• Written exercise
Return all entries word for word, but drop any images.
━━━━━ Exercise materials
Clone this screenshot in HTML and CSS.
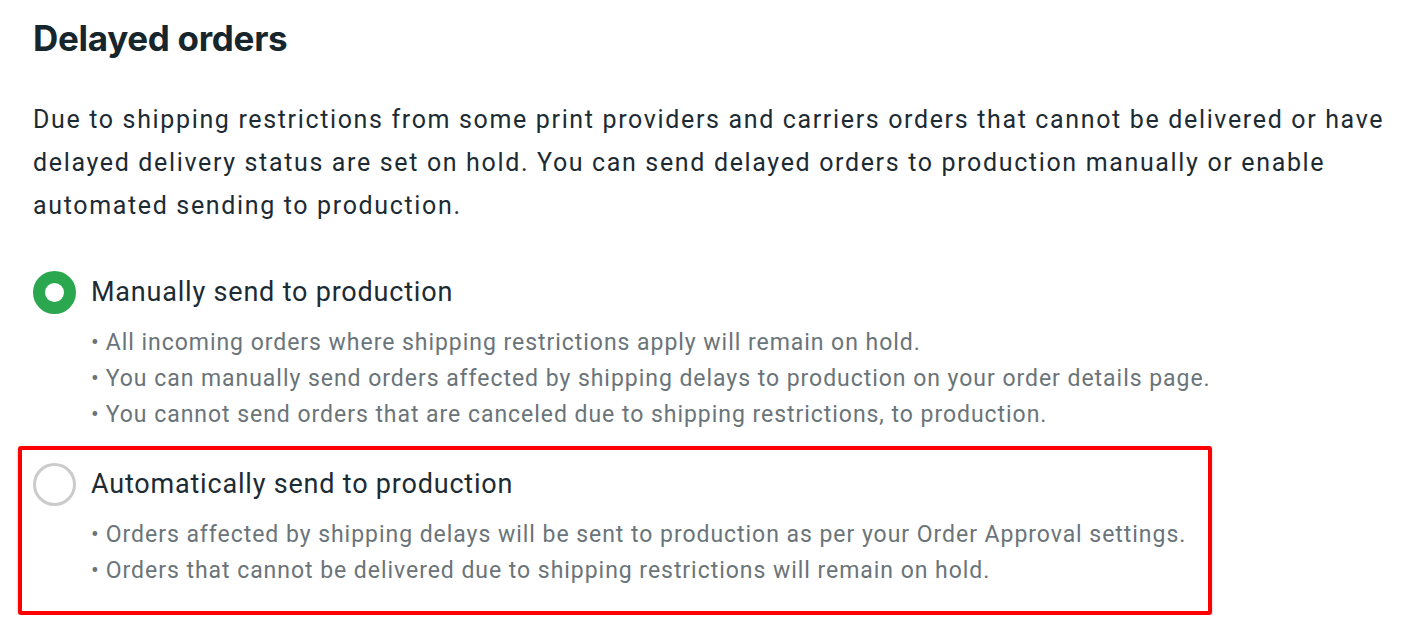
FILE: index.html
```html
<!DOCTYPE html>
<html lang="en">
<head>
    <meta charset="UTF-8">
    <meta name="viewport" content="width=device-width, initial-scale=1.0">
    <title>Delayed orders</title>
    <link rel="stylesheet" href="styles.css">
</head>
<body>
    <div class="page">
        <h1 class="title">Delayed orders</h1>
        <p class="intro">Due to shipping restrictions from some print providers and carriers orders that cannot be delivered or have delayed delivery status are set on hold. You can send delayed orders to production manually or enable automated sending to production.</p>

        <div class="option">
            <label class="option-row">
                <input type="radio" name="delayed" value="manual" checked>
                <span class="radio"></span>
                <span class="option-label">Manually send to production</span>
            </label>
            <ul class="notes">
                <li>All incoming orders where shipping restrictions apply will remain on hold.</li>
                <li>You can manually send orders affected by shipping delays to production on your order details page.</li>
                <li>You cannot send orders that are canceled due to shipping restrictions, to production.</li>
            </ul>
        </div>

        <div class="option highlight">
            <label class="option-row">
                <input type="radio" name="delayed" value="auto">
                <span class="radio"></span>
                <span class="option-label">Automatically send to production</span>
            </label>
            <ul class="notes">
                <li>Orders affected by shipping delays will be sent to production as per your Order Approval settings.</li>
                <li>Orders that cannot be delivered due to shipping restrictions will remain on hold.</li>
            </ul>
        </div>
    </div>
</body>
</html>
```

FILE: styles.css
```css
body {
    margin: 0;
    background: #ffffff;
    font-family: Roboto, "Noto Sans", Arial, sans-serif;
    color: #1c2b33;
}
.page {
    padding: 18px 8px 0 33px;
}
.title {
    margin: 0;
    font-family: Inter, "Noto Sans", sans-serif;
    font-size: 35px;
    line-height: 40px;
    font-weight: 700;
    letter-spacing: -0.3px;
    color: #17262c;
}
.intro {
    margin: 40px 0 0 0;
    font-size: 25px;
    line-height: 43px;
    letter-spacing: 1.65px;
}
.option {
    margin-top: 44px;
}
.option-row {
    display: flex;
    align-items: center;
    gap: 15px;
    cursor: pointer;
}
.option-row input {
    display: none;
}
.radio {
    width: 43px;
    height: 43px;
    box-sizing: border-box;
    border-radius: 50%;
    border: 3px solid #cbcbcb;
    flex-shrink: 0;
}
.option-row input:checked + .radio {
    border: 12px solid #2ba84f;
}
.option-label {
    font-size: 27px;
    line-height: 43px;
    letter-spacing: 0.8px;
}
.notes {
    list-style: none;
    margin: 11px 0 0 0;
    padding: 0 0 0 58px;
    font-size: 23px;
    line-height: 36px;
    letter-spacing: 0.96px;
    color: #6a7479;
}
.notes li::before {
    content: "\2022";
    margin-right: 6px;
}
.highlight {
    margin: 13px 0 0 -15px;
    width: fit-content;
    padding: 13px 22px 22px 11px;
    border: 4px solid #ff0000;
    border-radius: 3px;
    box-shadow: 0 1px 3px rgba(0, 0, 0, 0.25);
}
```
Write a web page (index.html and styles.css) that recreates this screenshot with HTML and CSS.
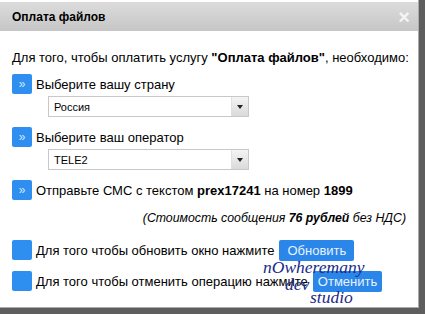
FILE: index.html
```html
<!DOCTYPE html>
<html lang="ru">
  <head>
    <meta charset="UTF-8" />
    <title>Оплата файлов</title>
    <link rel="stylesheet" href="styles.css">
  </head>
  <body>
    <div class="dialog">
      <div class="dialog-title">
        <span>Оплата файлов</span>
        <span class="close">&times;</span>
      </div>

      <div class="dialog-body">
        <p class="intro">
          Для того, чтобы оплатить услугу <b>"Оплата файлов"</b>, необходимо:
        </p>

        <div class="step">
          <span class="mark">&raquo;</span>
          <span>Выберите вашу страну</span>
        </div>
        <div class="select">
          <span class="select-value">Россия</span>
          <span class="select-arrow"></span>
        </div>

        <div class="step">
          <span class="mark">&raquo;</span>
          <span>Выберите ваш оператор</span>
        </div>
        <div class="select">
          <span class="select-value">TELE2</span>
          <span class="select-arrow"></span>
        </div>

        <div class="step">
          <span class="mark">&raquo;</span>
          <span>Отправьте СМС с текстом <b>prex17241</b> на номер <b>1899</b></span>
        </div>
        <p class="price">
          (Стоимость сообщения <b>76 рублей</b> без НДС)
        </p>

        <div class="step action">
          <span class="mark"></span>
          <span>Для того чтобы обновить окно нажмите</span>
          <button class="btn">Обновить</button>
        </div>
        <div class="step action">
          <span class="mark"></span>
          <span>Для того чтобы отменить операцию нажмите</span>
          <button class="btn btn-cancel">Отменить</button>
        </div>
      </div>

      <div class="watermark">
        <span>nOwheremany</span>
        <span class="wm-dev">dev</span>
        <span class="wm-studio">studio</span>
      </div>
    </div>
  </body>
</html>
```

FILE: styles.css
```css
* {
  box-sizing: border-box;
  margin: 0;
  padding: 0;
}

body {
  background: #5e5e5e;
  width: 425px;
  height: 314px;
  overflow: hidden;
  font-family: "Liberation Sans", sans-serif;
  color: #000;
}

.dialog {
  position: relative;
  width: 419px;
  height: 308px;
  background: #fff;
  border-right: 1px solid #aaa;
  border-bottom: 1px solid #aaa;
  padding-top: 2px;
}

.dialog-title {
  display: flex;
  justify-content: space-between;
  align-items: center;
  height: 29px;
  padding: 0 8px 0 12px;
  background: linear-gradient(#dcdcdc, #c6c6c6);
  font-weight: bold;
  font-size: 12px;
}

.close {
  color: #f4f4f4;
  font-size: 20px;
  line-height: 1;
}

.dialog-body {
  padding: 19px 12px 0 12px;
  font-size: 13px;
  line-height: 15px;
}

.intro {
  margin-bottom: 9px;
  white-space: nowrap;
}

.step {
  display: flex;
  align-items: center;
  gap: 4px;
  height: 20px;
  white-space: nowrap;
}

.mark {
  display: flex;
  align-items: center;
  justify-content: center;
  flex: none;
  width: 20px;
  height: 20px;
  border-radius: 2px;
  background: #2f8ff0;
  color: #cfe6ff;
  font-size: 12px;
}

.select {
  display: flex;
  width: 201px;
  height: 21px;
  margin: 2px 0 10px 36px;
  border: 1px solid #c8c8c8;
  font-size: 11px;
}

.select-value {
  flex: 1;
  padding: 3px 5px;
}

.select-arrow {
  width: 17px;
  border-left: 1px solid #e0e0e0;
  background: linear-gradient(#f4f4f4, #dadada);
  position: relative;
}

.select-arrow::after {
  content: "";
  position: absolute;
  left: 5px;
  top: 8px;
  border-left: 3px solid transparent;
  border-right: 3px solid transparent;
  border-top: 4px solid #222;
}

.price {
  text-align: right;
  font-style: italic;
  font-size: 12.3px;
  margin: 11px 0 14px;
}

.action {
  margin-bottom: 11px;
}

.btn {
  height: 21px;
  margin-left: 1px;
  padding: 0 8px;
  border: none;
  border-radius: 2px;
  background: #2a86e8;
  color: #e8f2ff;
  font-family: "Liberation Sans", sans-serif;
  font-size: 13px;
}

.btn-cancel {
  padding: 0 5px;
}

.watermark {
  position: absolute;
  left: 263px;
  top: 260px;
  display: flex;
  flex-direction: column;
  font-family: "Liberation Serif", serif;
  font-style: italic;
  font-size: 17.5px;
  line-height: 15px;
  color: #1a2a88;
}

.wm-dev {
  padding-left: 22px;
  margin-top: 2px;
}

.wm-studio {
  padding-left: 47px;
  margin-top: -2px;
}
```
━━━━━━━━━━
• Answer for the task
Clone this screenshot in HTML and CSS.
FILE: index.html
```html
<!DOCTYPE html>
<html lang="en">
<head>
    <meta charset="UTF-8">
    <meta name="viewport" content="width=device-width, initial-scale=1.0">
    <title>Delayed orders</title>
    <link rel="stylesheet" href="styles.css">
</head>
<body>
    <div class="page">
        <h1 class="title">Delayed orders</h1>
        <p class="intro">Due to shipping restrictions from some print providers and carriers orders that cannot be delivered or have delayed delivery status are set on hold. You can send delayed orders to production manually or enable automated sending to production.</p>

        <div class="option">
            <label class="option-row">
                <input type="radio" name="delayed" value="manual" checked>
                <span class="radio"></span>
                <span class="option-label">Manually send to production</span>
            </label>
            <ul class="notes">
                <li>All incoming orders where shipping restrictions apply will remain on hold.</li>
                <li>You can manually send orders affected by shipping delays to production on your order details page.</li>
                <li>You cannot send orders that are canceled due to shipping restrictions, to production.</li>
            </ul>
        </div>

        <div class="option highlight">
            <label class="option-row">
                <input type="radio" name="delayed" value="auto">
                <span class="radio"></span>
                <span class="option-label">Automatically send to production</span>
            </label>
            <ul class="notes">
                <li>Orders affected by shipping delays will be sent to production as per your Order Approval settings.</li>
                <li>Orders that cannot be delivered due to shipping restrictions will remain on hold.</li>
            </ul>
        </div>
    </div>
</body>
</html>
```

FILE: styles.css
```css
body {
    margin: 0;
    background: #ffffff;
    font-family: Roboto, "Noto Sans", Arial, sans-serif;
    color: #1c2b33;
}
.page {
    padding: 18px 8px 0 33px;
}
.title {
    margin: 0;
    font-family: Inter, "Noto Sans", sans-serif;
    font-size: 35px;
    line-height: 40px;
    font-weight: 700;
    letter-spacing: -0.3px;
    color: #17262c;
}
.intro {
    margin: 40px 0 0 0;
    font-size: 25px;
    line-height: 43px;
    letter-spacing: 1.65px;
}
.option {
    margin-top: 44px;
}
.option-row {
    display: flex;
    align-items: center;
    gap: 15px;
    cursor: pointer;
}
.option-row input {
    display: none;
}
.radio {
    width: 43px;
    height: 43px;
    box-sizing: border-box;
    border-radius: 50%;
    border: 3px solid #cbcbcb;
    flex-shrink: 0;
}
.option-row input:checked + .radio {
    border: 12px solid #2ba84f;
}
.option-label {
    font-size: 27px;
    line-height: 43px;
    letter-spacing: 0.8px;
}
.notes {
    list-style: none;
    margin: 11px 0 0 0;
    padding: 0 0 0 58px;
    font-size: 23px;
    line-height: 36px;
    letter-spacing: 0.96px;
    color: #6a7479;
}
.notes li::before {
    content: "\2022";
    margin-right: 6px;
}
.highlight {
    margin: 13px 0 0 -15px;
    width: fit-content;
    padding: 13px 22px 22px 11px;
    border: 4px solid #ff0000;
    border-radius: 3px;
    box-shadow: 0 1px 3px rgba(0, 0, 0, 0.25);
}
```
Write a web page (index.html and styles.css) that recreates this screenshot with HTML and CSS.
FILE: index.html
```html
<!DOCTYPE html>
<html lang="ru">
  <head>
    <meta charset="UTF-8" />
    <title>Оплата файлов</title>
    <link rel="stylesheet" href="styles.css">
  </head>
  <body>
    <div class="dialog">
      <div class="dialog-title">
        <span>Оплата файлов</span>
        <span class="close">&times;</span>
      </div>

      <div class="dialog-body">
        <p class="intro">
          Для того, чтобы оплатить услугу <b>"Оплата файлов"</b>, необходимо:
        </p>

        <div class="step">
          <span class="mark">&raquo;</span>
          <span>Выберите вашу страну</span>
        </div>
        <div class="select">
          <span class="select-value">Россия</span>
          <span class="select-arrow"></span>
        </div>

        <div class="step">
          <span class="mark">&raquo;</span>
          <span>Выберите ваш оператор</span>
        </div>
        <div class="select">
          <span class="select-value">TELE2</span>
          <span class="select-arrow"></span>
        </div>

        <div class="step">
          <span class="mark">&raquo;</span>
          <span>Отправьте СМС с текстом <b>prex17241</b> на номер <b>1899</b></span>
        </div>
        <p class="price">
          (Стоимость сообщения <b>76 рублей</b> без НДС)
        </p>

        <div class="step action">
          <span class="mark"></span>
          <span>Для того чтобы обновить окно нажмите</span>
          <button class="btn">Обновить</button>
        </div>
        <div class="step action">
          <span class="mark"></span>
          <span>Для того чтобы отменить операцию нажмите</span>
          <button class="btn btn-cancel">Отменить</button>
        </div>
      </div>

      <div class="watermark">
        <span>nOwheremany</span>
        <span class="wm-dev">dev</span>
        <span class="wm-studio">studio</span>
      </div>
    </div>
  </body>
</html>
```

FILE: styles.css
```css
* {
  box-sizing: border-box;
  margin: 0;
  padding: 0;
}

body {
  background: #5e5e5e;
  width: 425px;
  height: 314px;
  overflow: hidden;
  font-family: "Liberation Sans", sans-serif;
  color: #000;
}

.dialog {
  position: relative;
  width: 419px;
  height: 308px;
  background: #fff;
  border-right: 1px solid #aaa;
  border-bottom: 1px solid #aaa;
  padding-top: 2px;
}

.dialog-title {
  display: flex;
  justify-content: space-between;
  align-items: center;
  height: 29px;
  padding: 0 8px 0 12px;
  background: linear-gradient(#dcdcdc, #c6c6c6);
  font-weight: bold;
  font-size: 12px;
}

.close {
  color: #f4f4f4;
  font-size: 20px;
  line-height: 1;
}

.dialog-body {
  padding: 19px 12px 0 12px;
  font-size: 13px;
  line-height: 15px;
}

.intro {
  margin-bottom: 9px;
  white-space: nowrap;
}

.step {
  display: flex;
  align-items: center;
  gap: 4px;
  height: 20px;
  white-space: nowrap;
}

.mark {
  display: flex;
  align-items: center;
  justify-content: center;
  flex: none;
  width: 20px;
  height: 20px;
  border-radius: 2px;
  background: #2f8ff0;
  color: #cfe6ff;
  font-size: 12px;
}

.select {
  display: flex;
  width: 201px;
  height: 21px;
  margin: 2px 0 10px 36px;
  border: 1px solid #c8c8c8;
  font-size: 11px;
}

.select-value {
  flex: 1;
  padding: 3px 5px;
}

.select-arrow {
  width: 17px;
  border-left: 1px solid #e0e0e0;
  background: linear-gradient(#f4f4f4, #dadada);
  position: relative;
}

.select-arrow::after {
  content: "";
  position: absolute;
  left: 5px;
  top: 8px;
  border-left: 3px solid transparent;
  border-right: 3px solid transparent;
  border-top: 4px solid #222;
}

.price {
  text-align: right;
  font-style: italic;
  font-size: 12.3px;
  margin: 11px 0 14px;
}

.action {
  margin-bottom: 11px;
}

.btn {
  height: 21px;
  margin-left: 1px;
  padding: 0 8px;
  border: none;
  border-radius: 2px;
  background: #2a86e8;
  color: #e8f2ff;
  font-family: "Liberation Sans", sans-serif;
  font-size: 13px;
}

.btn-cancel {
  padding: 0 5px;
}

.watermark {
  position: absolute;
  left: 263px;
  top: 260px;
  display: flex;
  flex-direction: column;
  font-family: "Liberation Serif", serif;
  font-style: italic;
  font-size: 17.5px;
  line-height: 15px;
  color: #1a2a88;
}

.wm-dev {
  padding-left: 22px;
  margin-top: 2px;
}

.wm-studio {
  padding-left: 47px;
  margin-top: -2px;
}
```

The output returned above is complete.